Emerson’s Sarah Newton and Matt Roberts highlighted this fact in their presentation at the 2025 Ovation™ Users’ Group Conference, illustrating the way system capacity requirements are growing as companies begin to add renewables to their portfolios. They laid out how things are changing, and how forward-thinking companies are proactively using technology to manage those shifts.
“Traditional systems were almost entirely hardwired I/O. As we’ve switched over to renewables, we’ve seen point counts start to rise and we see them transition from hardwired points to digital points.”
Rapid requirement growth
Traditional distributed control system (DCS) and supervisory control and data acquisition (SCADA) system technology is mature and the operations are well known. It’s no surprise, then, that traditional DCS and SCADA are the go-to technologies for coal, gas, and hydro, using primarily hardwired I/O. These operations are still typically local with point counts of about 200 per megawatt (MW) still being relatively common.
As these companies add renewables assets, the data requirements tend to change. Operations for renewables sites tend to be partially or even fully remote, so moving data is even more critical. However, there also tends to be a lot more data. In contrast to the 200 points per MW in a traditional site, renewables often have upwards of 2000 points per MW. Managing ten times the data—and doing so remotely—typically means managing a lot more datalinks.
“The devices themselves are generating tons of data; there’s a lot of data and it’s relatively cheap to create and transmit it. There’s a need to bring it in, whether it’s for warranty purposes or to have on hand for other reasons.”
The changes keep coming
All indicators say that this need for data will only continue to grow. Renewable sites add many data points, with wind, solar PV, and battery sites each adding hundreds of individual devices to the mix.

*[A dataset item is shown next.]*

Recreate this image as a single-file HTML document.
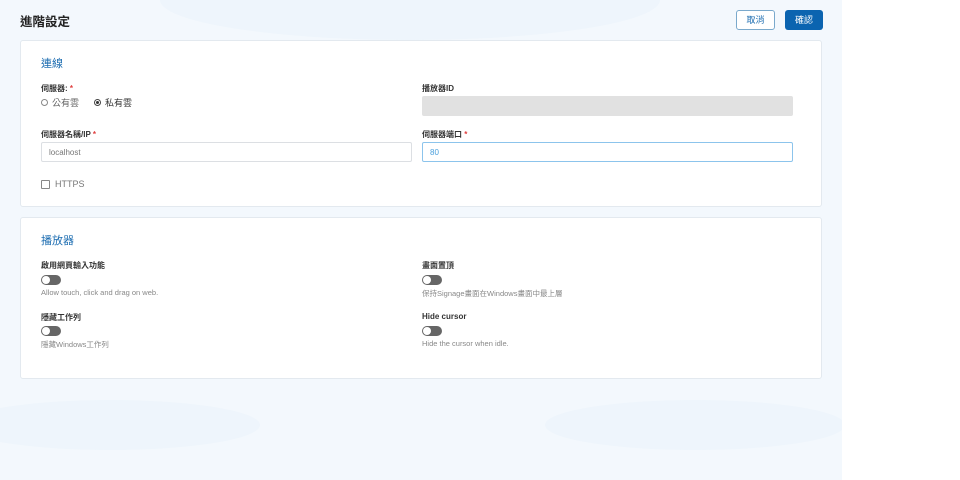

Each of those devices, in turn, creates more data than traditional generation assets. Each device can generate hundreds of data points which are displayed on graphics or historized for warranty purposes and used to feed deeper analysis. This complexity is further increased by the fact that renewables fleets are growing each year.
Much of the challenge is ingesting the data and getting it into the system.
“As our systems grow we need to make sure we can talk to more devices and more points—not just faster, but more granular and more efficiently.”
Know what you need
Part of the journey to success is understanding what data the organization needs, where it is generated, how it makes the trip from the device to where it needs to be—on the plant network or elsewhere across the enterprise—and how much the company wants to invest in infrastructure to support that data. Data scales fast, and needing to manage thousands, hundreds of thousands, or millions of points across a fleet is entirely possible.
Understanding the data requirements will help the team define its data strategy. Prioritizing data in a way that is consumable and manageable is a major part of a successful strategy. For example, as points expand into the highest numbers, some organizations are finding ways to build multinetwork highways to connect multiple systems together across the enterprise, keeping data available at the edge on each network to eliminate the need for all data to travel continuously to and be stored in a remote operations center.
Ovation to the rescue
Fortunately, the Ovation Automation Platform is designed with a boundless automation vision in mind, driving flexibility and seamless data mobility from the field through the edge and into the cloud. Matt and Sarah shared many of the technologies that help producers and distributors drive better use of their data to ensure optimal operations.
Grid management tools provide management of generation, transmission, outages, distributed energy resources, and distribution. In addition, Ovation SCADA and predictive maintenance technologies better manage data to drive operational analytics, performance management, forecasting and scheduling, improved maintenance, and reliable remote operations across the enterprise.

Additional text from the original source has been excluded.